QUESTION: Mr. Crowley, it is the Israeli’s actions that need to be investigated. So how can Israel, too – best investigation – why is the United States opposed to UN investigation?

MR. CROWLEY: As we’ve said, we are completely supportive of an impartial investigation that helps us understand what happens – what happened on these ships, and more importantly, working collectively, how we can meet our common objectives of increasing the international support for the people of Gaza, and at the same time, supporting Israel with its legitimate security concerns.

We believe that Israel is in the best position to lead this investigation. But as the Secretary said yesterday, this has to be credible. The international community will be watching this very closely as it unfolds. We want to see this done in a way that meets international standards. We’ll be talking to Israel about how best to accomplish this. We’ll be talking to other countries that may want to play a role in this. And as we – as the Secretary said, we are open to ways of making this as credible as possible, including international participation. And that is our view.

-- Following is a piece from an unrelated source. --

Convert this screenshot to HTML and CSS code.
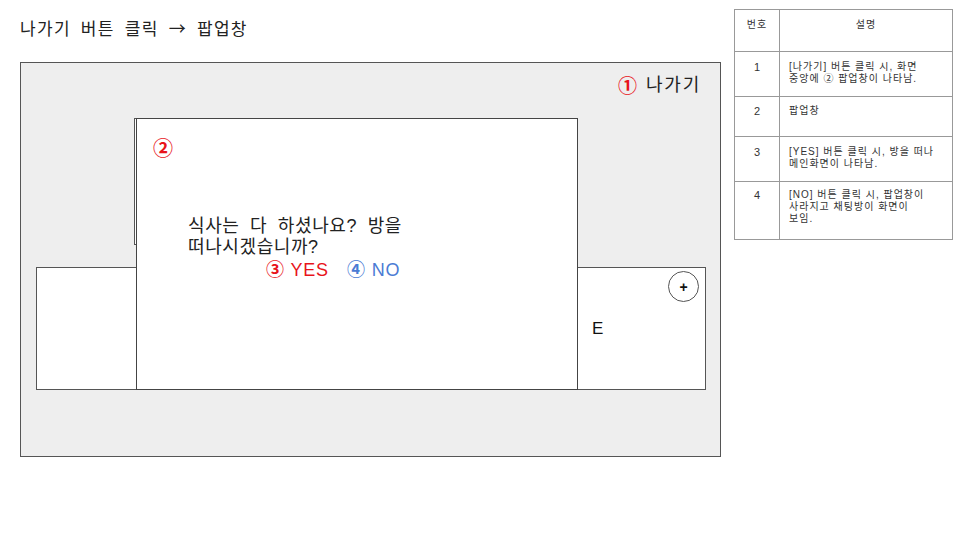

QUESTION: Why – I think his question, though, was essentially why? And can you explain why Israel is in the best position to lead the investigation (inaudible)?

MR. CROWLEY: Israel is a vibrant democracy. It has effective, competent institutions of government, and Israel is fully capable of investigating a matter that involved its forces. And so can Israel conduct a fair, transparent, credible investigation? The answer is yes.

QUESTION: Let me follow up on Jill’s question on Iran, the Iranian resolution. Could you be a bit more specific with regards to the timeline, when you, approximately, hope to introduce it for the vote? Are we talking about a week? Two weeks?

MR. CROWLEY: Well, again, the President said he’d like to see this done by the end of spring? Is that June 20 or 21?